Another person asked how Mehta chose the cast. Mehta specifically stated that she had selected Lisa Ray to play Kalyani because she was "pure," "fragile," and "vulnerable." This characterisation is problematic, as here Mehta is reinforcing the stereotype of docile, demure, and pristine femininity as the ideal form of South Asian womanhood. Though it may be coincidence, there are questionable associations between Kalyani's supposed purity and her very fair skin. Upon seeing Kalyani for the first time, Chuyia exclaims in awe that she is an "angel." It is no surprise that this fair-skinned beauty is also the coveted prostitute whose wages keep the ashram alive. Mehta thus does not engage with feminist concerns surrounding the dominant conventions of beauty, colour, and feminine roles; rather, she reinforces them.

We nervously asked Mehta how she negotiates making a film about themes so easily adopted by the discourse on "benevolent colonialism" when, in today's context, Eastern womens' causes are similarly manipulated for the imperialist agenda. She did not offer a real response, just that she felt we gave her an "essay on Edward Said." She claimed her film was not about colonialism but rather Hinduism and that has nothing to do with colonialism. We were unimpressed: she made a period film set in colonial India; how can she claim that Hinduism in that period was untouched by colonialism?

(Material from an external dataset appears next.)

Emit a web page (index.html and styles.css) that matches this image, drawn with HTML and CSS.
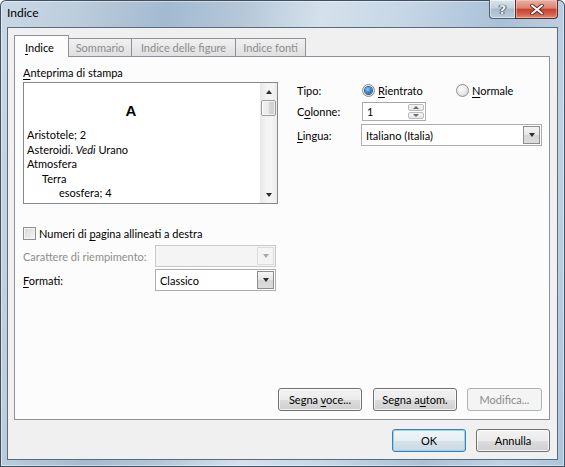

Perhaps our response to this contradiction was exacerbated by our experience in the theatre itself. Given our history as colonised people, sitting in a room with many, many white gazes forced us to embody this historically subjugated experience within the politics of the theatre. Throughout the showing of the film, we were bombarded with audience members around us clucking their tongues and making other sympathetic noises. In the act of making a film about colonial India, Mehta adopted the role of the "native informant" who exposes to the Canadian audience the reality of our "backward" culture. We held an awkward position in that room: although we were represented on film, many around us sounded like they wished to save us from ourselves. In that space, we, like the characters in Water, became subjects of colonial benevolence.